_WRITTEN TASK:_ Each line that holds the word "page" is to be identified and copied.

[BEGIN]

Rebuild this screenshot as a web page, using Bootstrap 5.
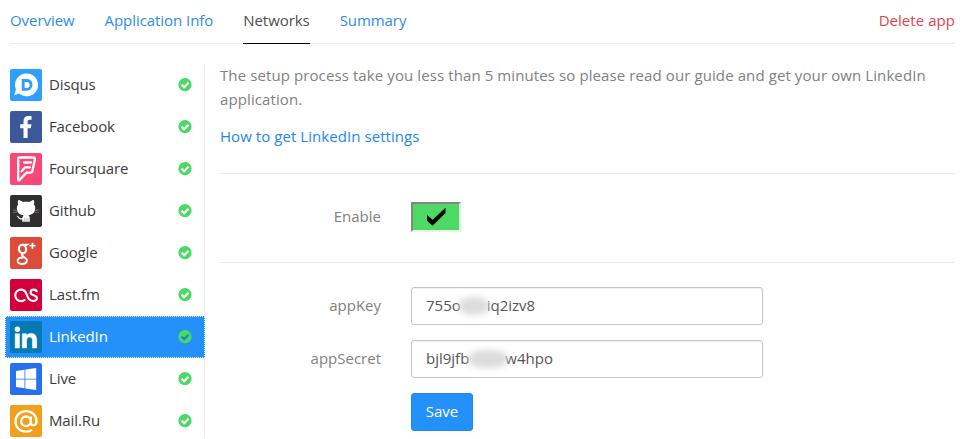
<!DOCTYPE html>
<html lang="en">
<head>
<meta charset="utf-8">
<meta name="viewport" content="width=device-width, initial-scale=1">
<title>Networks</title>
<link href="https://cdn.jsdelivr.net/npm/bootstrap@5.3.0/dist/css/bootstrap.min.css" rel="stylesheet">
<style>
body{font-family:"Open Sans","Noto Sans",sans-serif;font-size:15px;line-height:24px;color:#818181;background:#fff;overflow:hidden}
a{color:#2388ee;text-decoration:none}
.page{padding:0 12px 0 10px}
.tabs{height:44px;border-bottom:1px solid #ececec;gap:30px}
.tabs .nav-link{padding:8px 0 0;height:44px;color:#2f8ce8;white-space:nowrap;letter-spacing:-.06px}
.tabs .nav-link.current{color:#4d4d4d;border-bottom:1px solid #000}
.tabs .nav-link.remove{color:#e0434c;letter-spacing:.05px}
.side{width:200px;margin-left:-5px;margin-top:20px;height:373px;border-right:1px solid #ececec;flex:none}
.net{height:42px;padding:5px 13px 5px 5px;color:#3b3b3b;width:200px}
.net span{padding-bottom:3px;letter-spacing:-.12px}
.net .logo{width:32px;height:32px;margin-right:7px;flex:none}
.net .tick{width:14px;height:14px;color:#4ad964;flex:none;--tk:#fff}
.net.current{background:#2491fb;color:#fff;outline:1px dotted #d9ecff;outline-offset:-1px}
.net.current .tick{--tk:#2383c9}
.main{margin-left:15px;padding-top:19px;min-width:0}
.main hr{margin:0;opacity:1;border-top:1px solid #e9e9e9}
.intro{letter-spacing:.1px;white-space:nowrap}
.guide{margin:13px 0 25px;letter-spacing:.06px;line-height:24px}
.switch-row{height:88px;padding-bottom:2px}
.lbl{width:161px;text-align:right;margin-right:30px;padding-bottom:2px;flex:none;font-weight:500}
.toggle{width:50px;height:30px;background:#4cd964;border:solid;border-width:2px;border-color:#858585 #dff0e2 #e8f5ea #858585;padding:0}
.field{width:352px;height:38px;border:1px solid #c6c6c6;border-radius:3px;padding:5px 14px;color:#555;white-space:nowrap;box-shadow:inset 0 1px 1px rgba(0,0,0,.06)}
.smudge{height:18px;border-radius:45%;background:#dcdcdc;filter:blur(3px);margin-top:4px;flex:none;z-index:1}
.smudge-key{width:30px;margin:4px -2px 0 -2px}
.smudge-secret{width:40px;margin:4px -3px 0 -1px}
.rows{gap:15px;margin-top:24px}
.save{width:62px;height:38px;background:#2491fb;border:1px solid #1f88ee;border-radius:3px;color:#fff;padding:0 0 2px;font-size:15px}
</style>
</head>
<body>
<svg class="d-none" xmlns="http://www.w3.org/2000/svg">
<symbol id="tick" viewBox="0 0 14 14"><circle cx="7" cy="6.700" r="6.600" fill="currentColor"/><path d="M3.500 6.600l2.600 2.600 4.500-4.500" fill="none" stroke="var(--tk)" stroke-width="2.200"/></symbol>
</svg>
<div class="page">
<nav class="tabs nav flex-nowrap">
<a class="nav-link" href="#">Overview</a>
<a class="nav-link" href="#">Application Info</a>
<a class="nav-link current" href="#">Networks</a>
<a class="nav-link" href="#">Summary</a>
<a class="nav-link remove ms-auto" href="#">Delete app</a>
</nav>
<div class="d-flex">
<div class="side">
<a class="net d-flex align-items-center" href="#"><svg class="logo" viewBox="0 0 32 32"><rect width="32" height="32" rx="2" fill="#2e9fff"/><path d="M16.700 4.500a11.400 11.400 0 1 1-7.500 20L4 26.200l2-5.600A11.400 11.400 0 0 1 16.700 4.500z" fill="#fff"/><path d="M13.200 11.500h3.200c3 0 4.700 1.800 4.700 4.400s-1.800 4.500-4.700 4.500h-3.200z" fill="none" stroke="#2e9fff" stroke-width="2.800"/></svg><span>Disqus</span><svg class="tick ms-auto"><use href="#tick"/></svg></a>
<a class="net d-flex align-items-center" href="#"><svg class="logo" viewBox="0 0 32 32"><rect width="32" height="32" rx="2" fill="#3b5998"/><path d="M13.500 27V17.200h-3.300v-3.900h3.300v-2.900c0-3.500 2-5.300 5.100-5.300 1.400 0 2.600.1 3 .2v3.500h-2.100c-1.600 0-1.900.8-1.900 1.900v2.600h3.800l-.5 3.900h-3.300V27z" fill="#fff"/></svg><span>Facebook</span><svg class="tick ms-auto"><use href="#tick"/></svg></a>
<a class="net d-flex align-items-center" href="#"><svg class="logo" viewBox="0 0 32 32"><rect width="32" height="32" rx="2" fill="#f94877"/><path d="M9.500 4.500h14q1.700 0 1.400 1.700l-2.500 12q-.3 1.400-1.800 1.400h-4.100L9.600 27q-1.400 1.500-1.400-.3V6q0-1.500 1.300-1.500z" fill="none" stroke="#fff" stroke-width="2.300" stroke-linejoin="round"/><path d="M21 9.500h-6.800M20 14.300h-5l-3.300 4" fill="none" stroke="#fff" stroke-width="2.300" stroke-linecap="round"/></svg><span>Foursquare</span><svg class="tick ms-auto"><use href="#tick"/></svg></a>
<a class="net d-flex align-items-center" href="#"><svg class="logo" viewBox="0 0 32 32"><rect width="32" height="32" rx="2" fill="#302e2e"/><path d="M8.300 5c1.700.1 3.300 1 4.600 2 2-.5 4.500-.5 6.400 0 1.300-1 2.800-1.900 4.500-2 .6 1.600.5 3.200.1 4.500 1.200 1.400 1.500 3.200 1.200 5.100-.5 3.600-3 5.200-6.600 5.600 1.100 1 1.300 1.900 1.300 3.200v3.300h-7.500v-2.300c-2.500.6-3.500-.4-4.400-2.100-.4-.8-.9-1.200-1.600-1.600 1.800-.4 2.500 1 3.300 2 .8.800 1.700.6 2.800.2.100-1.100.5-2 1.200-2.700-3.900-.5-6.300-2.300-6.700-5.800-.2-1.900.2-3.600 1.200-4.900-.4-1.500-.4-3 .2-4.500z" fill="#fff"/><path d="M7.500 15.500L3 15M7.500 17l-4.300.7M24.700 15.500l4.300-.5M24.700 17l4.100.7" stroke="#999" stroke-width=".6"/><path d="M14.300 23v4M16.200 23v4M18.100 23v4" stroke="#777" stroke-width=".5"/></svg><span>Github</span><svg class="tick ms-auto"><use href="#tick"/></svg></a>
<a class="net d-flex align-items-center" href="#"><svg class="logo" viewBox="0 0 32 32"><rect width="32" height="32" rx="2" fill="#dd4b39"/><g fill="none" stroke="#fff"><ellipse cx="12.500" cy="12" rx="3.600" ry="4.200" stroke-width="2.200" transform="rotate(-12 12.500 12)"/><path d="M12.500 7.300H18l-1.500 1.200h-2" stroke-width="1.200"/><path d="M13 16.300c-2 1.800-.7 2.700 1.300 4 2 1.300 2.700 2.200 2.500 3.700-.3 2.300-2.300 3-5 3-2.700-.1-4.300-1.300-4.200-3.200.2-2.300 2.600-3.400 6.100-3.300" stroke-width="1.900"/><path d="M22.500 5.700v6M19.500 8.700h6" stroke-width="1.700"/></g></svg><span>Google</span><svg class="tick ms-auto"><use href="#tick"/></svg></a>
<a class="net d-flex align-items-center" href="#"><svg class="logo" viewBox="0 0 32 32"><rect width="32" height="32" rx="2" fill="#d1003a"/><path d="M15.300 20.500c-1.100 1-2.600 1.600-4.300 1.600a5.700 5.700 0 1 1 0-11.500c3.500 0 4.700 2 5.700 4.700 1.200 3.500 2.300 6.700 6.300 6.700 2.400 0 3.900-1.100 3.900-2.900 0-2.200-1.800-2.500-3.700-3-1.800-.5-2.700-1.100-2.700-2.700 0-1.800 1.300-2.800 3.200-2.800 1.800 0 2.900.8 3.100 2.500" fill="none" stroke="#fff" stroke-width="2.100"/></svg><span>Last.fm</span><svg class="tick ms-auto"><use href="#tick"/></svg></a>
<a class="net current d-flex align-items-center" href="#"><svg class="logo" viewBox="0 0 32 32"><rect width="32" height="32" rx="2" fill="#0579b4"/><path d="M5.200 12.700h4.300V27H5.200zM12.300 12.700h4.100v2c.7-1.300 2.100-2.300 4.400-2.300 4.400 0 5.900 2.500 5.900 7V27h-4.300v-6.900c0-2.300-.5-4-2.700-4-2.300 0-3.100 1.500-3.100 3.900v7h-4.300z" fill="#fff" stroke="#fff" stroke-width=".5"/><circle cx="7.400" cy="8.200" r="2.700" fill="#fff"/></svg><span>LinkedIn</span><svg class="tick ms-auto"><use href="#tick"/></svg></a>
<a class="net d-flex align-items-center" href="#"><svg class="logo" viewBox="0 0 32 32"><rect width="32" height="32" rx="2" fill="#2672ec"/><path d="M6 8l8.500-1.300v9H6zM15.300 6.500L26.200 5v10.700H15.300zM6 16.500h8.500v8.800L6 24.100zM15.300 16.500h10.900V27l-10.900-1.500z" fill="#fff"/></svg><span>Live</span><svg class="tick ms-auto"><use href="#tick"/></svg></a>
<a class="net d-flex align-items-center" href="#"><svg class="logo" viewBox="0 0 32 32"><rect width="32" height="32" rx="2" fill="#f2a01b"/><g fill="none" stroke="#fff" stroke-width="2.300"><circle cx="16" cy="16.300" r="4.800"/><path d="M20.900 11.500v6.300c0 3.600 5.600 3.200 5.600-1.500 0-6-4.500-10.200-10.500-10.200S5.500 10.600 5.500 16.400 10 26.700 16 26.700c2.400 0 4.300-.6 6-1.800"/></g></svg><span>Mail.Ru</span><svg class="tick ms-auto"><use href="#tick"/></svg></a>
</div>
<div class="main flex-grow-1">
<p class="intro mb-0">The setup process take you less than 5 minutes so please read our guide and get your own LinkedIn<br>application.</p>
<a class="d-block guide" href="#">How to get LinkedIn settings</a>
<hr>
<div class="switch-row d-flex align-items-center"><label class="lbl">Enable</label><button class="toggle d-flex justify-content-center align-items-center" aria-label="Enable"><svg width="22" height="20" viewBox="0 0 22 20"><path d="M2 8v5.500l5.500 5.200L20.500 6V0.800L7.600 12.700z" fill="#000"/></svg></button></div>
<hr>
<div class="rows d-flex flex-column">
<div class="d-flex align-items-center"><label class="lbl">appKey</label><div class="field d-flex"><span>755o</span><span class="smudge smudge-key"></span><span>iq2izv8</span></div></div>
<div class="d-flex align-items-center"><label class="lbl">appSecret</label><div class="field d-flex"><span>bjl9jfb</span><span class="smudge smudge-secret"></span><span>w4hpo</span></div></div>
<div class="d-flex"><span class="lbl"></span><button class="btn save">Save</button></div>
</div>
</div>
</div>
</div>
<script src="https://cdn.jsdelivr.net/npm/bootstrap@5.3.0/dist/js/bootstrap.bundle.min.js"></script>
</body>
</html>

[END]

_EXERCISE RESULT:_
Rebuild this screenshot as a web page, using Bootstrap 5.
.page{padding:0 12px 0 10px}
<div class="page">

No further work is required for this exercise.